2. Hukuk Dairesi Esas No: 2011/3520 Karar No: 2011/22412
Yargıtay 2. Hukuk Dairesi 2011/3520 Esas 2011/22412 Karar Sayılı İlamı
2. Hukuk Dairesi 2011/3520 E. , 2011/22412 K.
"İçtihat Metni"
MAHKEMESİ :Sivrihisar Asliye Hukuk (Aile) Mahkemesi TARİHİ :07.12.2010 NUMARASI :Esas no:2010/88 Karar no:2010/179
Taraflar arasındaki davanın yapılan muhakemesi sonunda mahalli mahkemece verilen ve yukarıda tarih numarası gösterilen hüküm temyiz edilmekle evrak okunup gereği görüşülüp düşünüldü.
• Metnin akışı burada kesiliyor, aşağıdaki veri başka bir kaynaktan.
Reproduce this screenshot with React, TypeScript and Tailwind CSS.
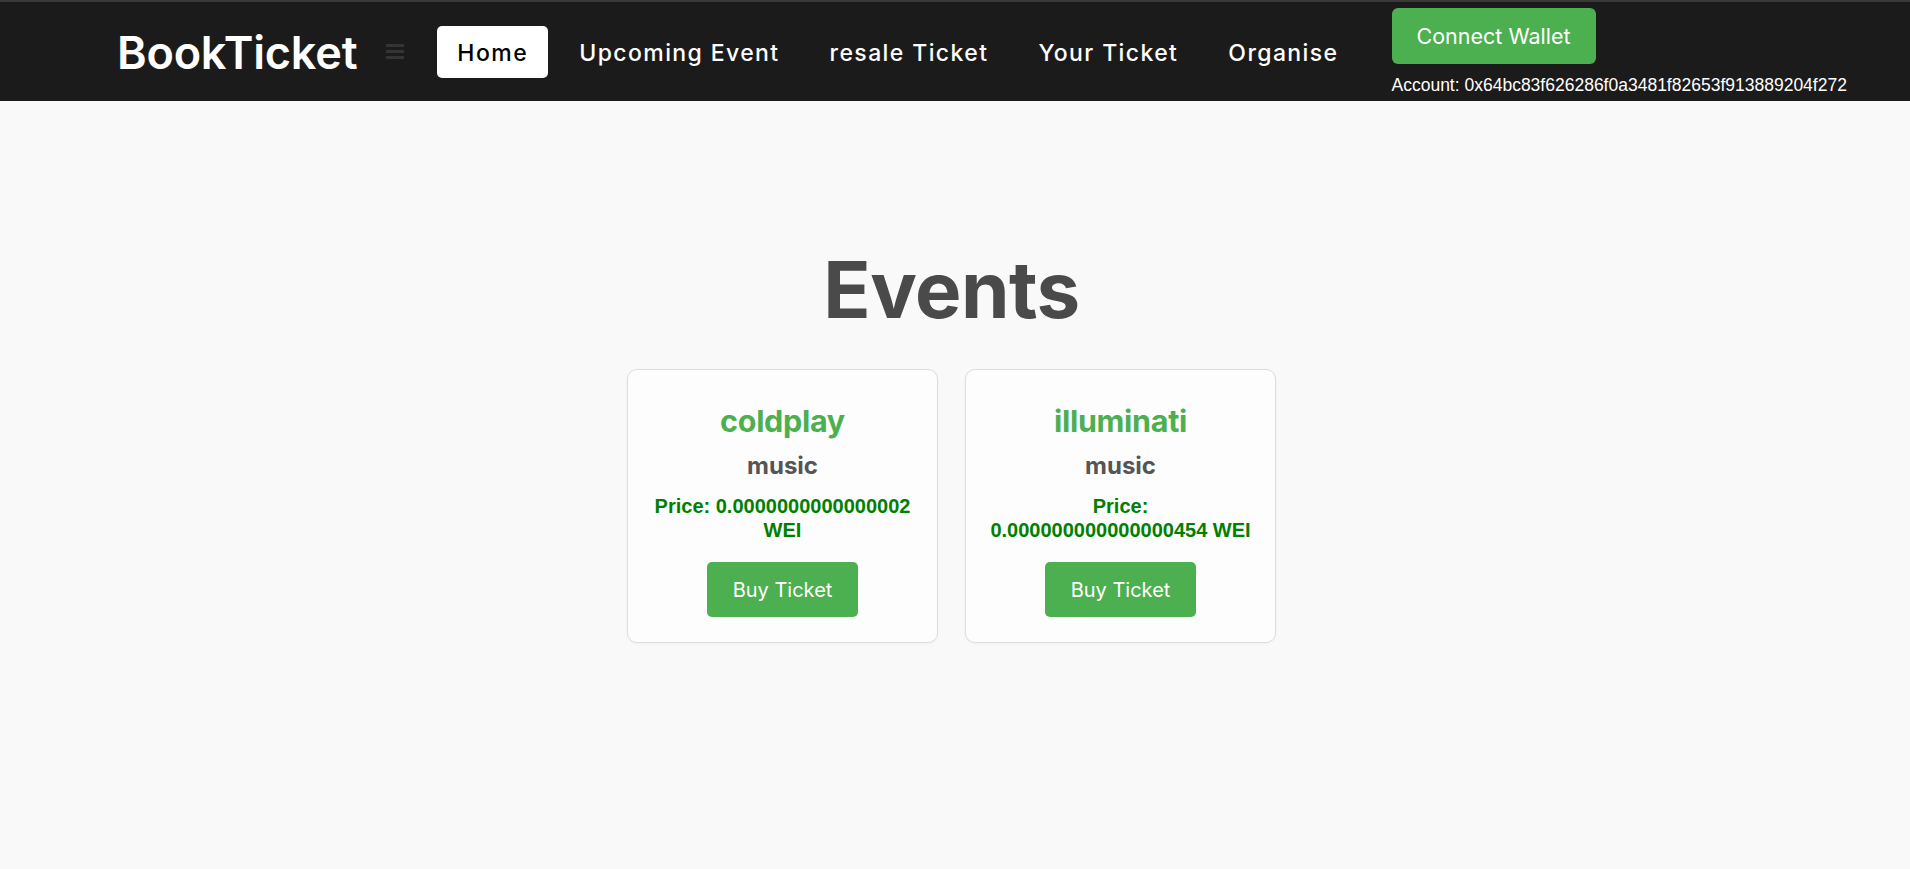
import React from "react";

type EventItem = {
  name: string;
  category: string;
  price: string;
};

const events: EventItem[] = [
  { name: "coldplay", category: "music", price: "0.0000000000000002" },
  { name: "illuminati", category: "music", price: "0.000000000000000454" },
];

const links = ["Upcoming Event", "resale Ticket", "Your Ticket", "Organise"];

function Navbar() {
  return (
    <nav className="flex h-[101px] items-center border-t-2 border-[#3a3a3a] bg-[#1b1b1b] pl-[117px] font-['Inter',sans-serif]">
      <span className="pt-[2px] text-[45px] font-semibold leading-none tracking-[-0.2px] text-white">BookTicket</span>

      <svg className="ml-[29px]" width="18" height="17" viewBox="0 0 18 17">
        <rect x="0" y="1" width="18" height="3" fill="#343434" />
        <rect x="0" y="7" width="18" height="3" fill="#343434" />
        <rect x="0" y="13" width="18" height="3" fill="#343434" />
      </svg>

      <ul className="ml-[33px] flex items-center gap-3">
        <li>
          <a className="flex h-[52px] items-center rounded-[5px] bg-white px-5 pt-[3px] text-[23px] font-medium tracking-[1.5px] text-black">
            Home
          </a>
        </li>
        {links.map((l) => (
          <li key={l}>
            <a className="flex h-[52px] items-center px-[19px] pt-[3px] text-[23px] font-medium tracking-[1.4px] text-white">
              {l}
            </a>
          </li>
        ))}
      </ul>

      <div className="ml-[34px] flex flex-col items-start gap-[11px]">
        <button className="h-[56px] rounded-[6px] bg-[#4caf50] px-[25px] text-[21.5px] text-white">Connect Wallet</button>
        <p className="font-['Liberation_Sans',Arial,sans-serif] text-[17.5px] leading-[20px] text-white">
          Account: 0x64bc83f626286f0a3481f82653f913889204f272
        </p>
      </div>
    </nav>
  );
}

function EventCard({ e }: { e: EventItem }) {
  return (
    <div className="flex w-[311px] flex-col items-center rounded-[10px] border border-[#dddddd] bg-[#fdfdfd] px-5 pb-[25px] pt-[33px] text-center shadow-[0_1px_3px_rgba(0,0,0,0.04)]">
      <h2 className="text-[30.5px] font-bold leading-[36px] tracking-[-0.3px] text-[#4caf50]">{e.name}</h2>
      <h3 className="mt-3 text-[24px] font-bold leading-[29px] text-[#555555]">{e.category}</h3>
      <p className="mt-[15px] font-['Liberation_Sans',Arial,sans-serif] text-[20px] font-bold leading-[23.5px] text-[#008000]">
        Price: {e.price} WEI
      </p>
      <button className="mt-5 h-[55px] rounded-[5px] bg-[#4caf50] px-[26px] text-[20px] text-white">Buy Ticket</button>
    </div>
  );
}

export default function App() {
  return (
    <div className="min-h-[869px] bg-[#f9f9f9] font-['Inter',sans-serif]">
      <Navbar />
      <main className="flex flex-col items-center pr-[7px] pt-[150px]">
        <h1 className="text-[78px] font-bold leading-none tracking-[-0.5px] text-[#4a4a4a]">Events</h1>
        <div className="mt-[40px] flex gap-[27px]">
          {events.map((e) => (
            <EventCard key={e.name} e={e} />
          ))}
        </div>
      </main>
    </div>
  );
}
Kısıtlanan ergin S.Ç.’ın velisi kısıtlı adına taşınmaz satışına izin verilmesini istemiştir. Ergin olmayan çocuk ana babasının velayeti altındadır. Yasal sebep olmadıkça velayet ana babadan alınamaz (TMK.md.335/1). Vasi atanmasına gerek görülmedikçe kısıtlanmış bile olsa ergin çocuklar ana babanın velayeti altında kalırlar (TMK.md.335/2). Açıklanan yasal düzenleme gereğince 1971 doğumlu zihinsel engelli S., Sivrihisar Sulh Hukuk Mahkemesinin kararı ile kısıtlanmış ve annesi Ayşe’nin velayeti altında bırakılmıştır. Türk Medeni Kanununun 419/3.maddesine göre velayet altında bırakılmasına karar verilen çocuklar ve bunların malları hakkındaki uyuşmazlıklarda “velayet” hükümleri uygulanacaktır. Bu hükümleri uygulayacak görevli mahkeme ise 4787 sayılı Kanunun 4.maddesi gereğince Aile Mahkemesidir. O halde, mahkemece işin esasının incelenerek sonucu uyarınca bir karar verilmesi gerekirken bu yön nazara alınmadan yazılı şekilde karar verilmesi usul ve yasaya aykırıdır. SONUÇ: Temyiz edilen hükmün yukarıda açıklanan nedenlerle BOZULMASINA, temyiz peşin harcının istek halinde yatırana geri verilmesine oyçokluğuyla karar verildi.15.12.2011 (Prş.) KARŞI OY YAZISI Ana ve/veya babanın çocukları üzerindeki kanundan doğan velayet hakları ile vesayet sebebiyle velayetleri altına konulmuş bulunan ergin çocukları üzerindeki velayet hakları birbirinden farklıdır. İkinci durumda kısıtlanan ergin çocuk velayet altına konulmuş olsa bile, bunlar hakkında vesayet hükümleri geçerlidir. Davacı, kısıtlının paydaş olduğu taşınmazdaki payın satışı için izin talebinde bulunduğuna göre, izin isteği hakkında (bu hususun izni gerektirip gerektirmediği de dahil olmak üzere) karar verme görevi vesayet makamına aittir (TMK.md.462/1). Bu bakımdan, 4787 sayılı Kanununun 4.maddesi gereğine Türk Medeni Kanununun "üçüncü kısmı" hariç ikinci kitabından (md.118-395) kaynaklanan dava ve işlerde görevli olan aile mahkemesinin, aynı yasanın 462.maddesine dayalı satışa izin isteğini inceleyip karar vermesi olanağı yoktur. Bu sebeple aile mahkemesinin görevsizlik kararının doğru olduğu kanaatindeyim. Bu yüzden değerli çoğunluğun bozma görüşüne katılmıyorum.